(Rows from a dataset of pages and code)
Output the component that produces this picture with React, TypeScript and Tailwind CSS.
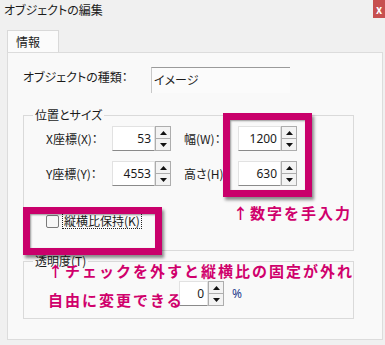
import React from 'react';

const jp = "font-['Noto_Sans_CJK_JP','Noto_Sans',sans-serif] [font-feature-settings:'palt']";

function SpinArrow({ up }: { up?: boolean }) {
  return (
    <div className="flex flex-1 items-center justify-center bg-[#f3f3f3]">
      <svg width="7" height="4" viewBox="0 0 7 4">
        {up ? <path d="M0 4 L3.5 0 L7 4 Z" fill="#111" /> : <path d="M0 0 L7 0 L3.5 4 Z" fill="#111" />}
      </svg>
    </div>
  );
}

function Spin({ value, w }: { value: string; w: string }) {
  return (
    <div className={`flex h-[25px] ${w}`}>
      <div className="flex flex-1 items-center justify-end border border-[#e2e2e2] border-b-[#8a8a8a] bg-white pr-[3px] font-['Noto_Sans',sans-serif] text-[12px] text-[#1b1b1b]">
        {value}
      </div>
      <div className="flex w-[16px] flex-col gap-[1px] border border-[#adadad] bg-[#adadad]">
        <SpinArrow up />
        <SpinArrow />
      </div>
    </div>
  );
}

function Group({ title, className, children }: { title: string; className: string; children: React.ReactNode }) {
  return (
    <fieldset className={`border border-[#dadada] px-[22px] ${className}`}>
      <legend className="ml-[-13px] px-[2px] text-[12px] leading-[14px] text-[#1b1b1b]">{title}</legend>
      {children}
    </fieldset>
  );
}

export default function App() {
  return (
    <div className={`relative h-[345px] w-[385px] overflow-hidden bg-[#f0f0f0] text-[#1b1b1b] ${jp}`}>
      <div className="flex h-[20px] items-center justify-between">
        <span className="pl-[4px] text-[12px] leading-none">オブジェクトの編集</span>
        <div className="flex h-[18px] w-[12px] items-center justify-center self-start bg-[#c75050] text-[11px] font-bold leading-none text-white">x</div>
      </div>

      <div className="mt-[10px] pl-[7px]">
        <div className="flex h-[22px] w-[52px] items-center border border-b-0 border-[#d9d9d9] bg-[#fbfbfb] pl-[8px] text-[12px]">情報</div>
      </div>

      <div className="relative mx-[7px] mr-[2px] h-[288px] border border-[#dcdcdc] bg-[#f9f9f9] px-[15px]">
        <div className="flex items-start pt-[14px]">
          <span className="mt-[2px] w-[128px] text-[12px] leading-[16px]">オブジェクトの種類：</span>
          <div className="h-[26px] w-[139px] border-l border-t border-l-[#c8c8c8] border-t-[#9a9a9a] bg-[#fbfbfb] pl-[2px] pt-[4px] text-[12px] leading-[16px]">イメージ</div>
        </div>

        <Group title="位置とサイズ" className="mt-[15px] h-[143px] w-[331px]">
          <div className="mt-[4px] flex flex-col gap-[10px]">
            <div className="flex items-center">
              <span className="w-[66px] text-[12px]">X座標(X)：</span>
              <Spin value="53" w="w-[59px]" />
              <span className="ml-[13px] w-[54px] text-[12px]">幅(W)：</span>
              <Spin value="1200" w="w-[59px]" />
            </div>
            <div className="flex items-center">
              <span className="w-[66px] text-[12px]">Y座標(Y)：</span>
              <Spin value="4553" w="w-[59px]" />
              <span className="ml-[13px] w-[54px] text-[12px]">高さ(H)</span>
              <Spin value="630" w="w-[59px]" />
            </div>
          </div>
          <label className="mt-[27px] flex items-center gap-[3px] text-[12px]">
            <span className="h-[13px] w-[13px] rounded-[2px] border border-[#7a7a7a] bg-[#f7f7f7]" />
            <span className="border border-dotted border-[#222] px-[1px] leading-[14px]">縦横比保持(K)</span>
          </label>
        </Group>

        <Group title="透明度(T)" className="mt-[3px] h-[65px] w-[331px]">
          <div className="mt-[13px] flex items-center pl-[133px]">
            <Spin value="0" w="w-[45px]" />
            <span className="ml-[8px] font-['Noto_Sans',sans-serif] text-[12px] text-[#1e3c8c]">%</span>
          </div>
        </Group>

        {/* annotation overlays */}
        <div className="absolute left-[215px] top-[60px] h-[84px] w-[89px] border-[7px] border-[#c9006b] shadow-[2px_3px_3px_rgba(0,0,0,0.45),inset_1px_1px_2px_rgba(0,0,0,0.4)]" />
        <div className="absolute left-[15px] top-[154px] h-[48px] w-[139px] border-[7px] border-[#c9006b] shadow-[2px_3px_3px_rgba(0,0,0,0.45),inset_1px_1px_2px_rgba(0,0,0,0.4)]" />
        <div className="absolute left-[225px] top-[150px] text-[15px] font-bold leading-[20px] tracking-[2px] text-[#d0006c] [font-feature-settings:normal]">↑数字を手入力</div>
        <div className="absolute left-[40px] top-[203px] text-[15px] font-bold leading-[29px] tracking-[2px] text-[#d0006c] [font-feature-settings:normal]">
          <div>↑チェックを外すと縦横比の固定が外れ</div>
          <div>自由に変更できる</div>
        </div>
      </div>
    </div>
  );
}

...

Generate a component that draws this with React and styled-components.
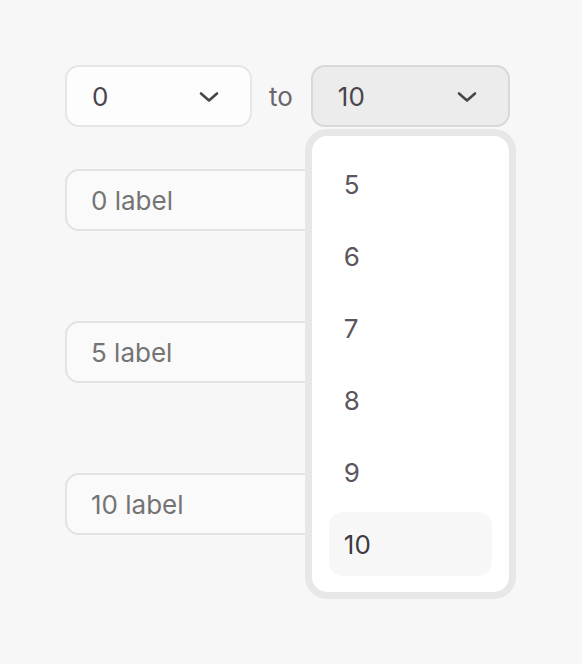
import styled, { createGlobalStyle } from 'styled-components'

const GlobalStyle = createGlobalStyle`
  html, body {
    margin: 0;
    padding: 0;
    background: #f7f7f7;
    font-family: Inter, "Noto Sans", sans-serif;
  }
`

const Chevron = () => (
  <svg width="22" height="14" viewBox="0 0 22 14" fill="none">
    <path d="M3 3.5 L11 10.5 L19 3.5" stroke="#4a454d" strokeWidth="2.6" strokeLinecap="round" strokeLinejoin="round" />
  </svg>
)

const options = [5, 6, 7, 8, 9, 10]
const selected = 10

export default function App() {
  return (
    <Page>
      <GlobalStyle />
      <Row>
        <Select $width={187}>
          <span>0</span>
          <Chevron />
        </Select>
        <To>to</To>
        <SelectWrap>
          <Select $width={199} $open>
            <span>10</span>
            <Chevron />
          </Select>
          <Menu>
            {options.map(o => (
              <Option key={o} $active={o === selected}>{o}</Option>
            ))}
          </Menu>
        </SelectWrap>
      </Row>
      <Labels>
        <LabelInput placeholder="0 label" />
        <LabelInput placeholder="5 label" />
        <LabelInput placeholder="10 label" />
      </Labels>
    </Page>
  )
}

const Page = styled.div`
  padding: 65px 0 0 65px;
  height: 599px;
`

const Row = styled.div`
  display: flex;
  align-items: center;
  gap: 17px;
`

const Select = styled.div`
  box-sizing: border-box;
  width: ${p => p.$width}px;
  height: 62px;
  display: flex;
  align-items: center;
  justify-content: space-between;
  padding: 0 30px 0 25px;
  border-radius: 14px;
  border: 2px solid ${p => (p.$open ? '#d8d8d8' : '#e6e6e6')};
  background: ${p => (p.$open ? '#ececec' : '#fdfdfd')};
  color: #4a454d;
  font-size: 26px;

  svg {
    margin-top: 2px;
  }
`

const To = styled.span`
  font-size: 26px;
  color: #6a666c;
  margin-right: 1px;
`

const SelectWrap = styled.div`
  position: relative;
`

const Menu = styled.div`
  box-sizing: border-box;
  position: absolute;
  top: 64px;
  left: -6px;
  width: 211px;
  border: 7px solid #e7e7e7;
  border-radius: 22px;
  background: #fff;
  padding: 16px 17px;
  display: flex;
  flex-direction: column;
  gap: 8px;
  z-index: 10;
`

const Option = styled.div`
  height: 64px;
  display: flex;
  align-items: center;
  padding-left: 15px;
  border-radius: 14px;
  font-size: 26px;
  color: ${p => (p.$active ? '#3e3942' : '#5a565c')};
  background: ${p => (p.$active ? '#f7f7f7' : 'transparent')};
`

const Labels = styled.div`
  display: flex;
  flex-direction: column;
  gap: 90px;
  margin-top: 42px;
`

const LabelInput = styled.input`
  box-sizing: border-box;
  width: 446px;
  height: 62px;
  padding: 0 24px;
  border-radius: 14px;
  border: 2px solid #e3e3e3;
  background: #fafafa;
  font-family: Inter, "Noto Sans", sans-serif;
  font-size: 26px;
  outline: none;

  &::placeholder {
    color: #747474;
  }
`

■ OBJECTIVE ■
Every line in the data that holds "this" should be copied out.

■ ANSWER FOR THE TASK ■
Output the component that produces this picture with React, TypeScript and Tailwind CSS.
Generate a component that draws this with React and styled-components.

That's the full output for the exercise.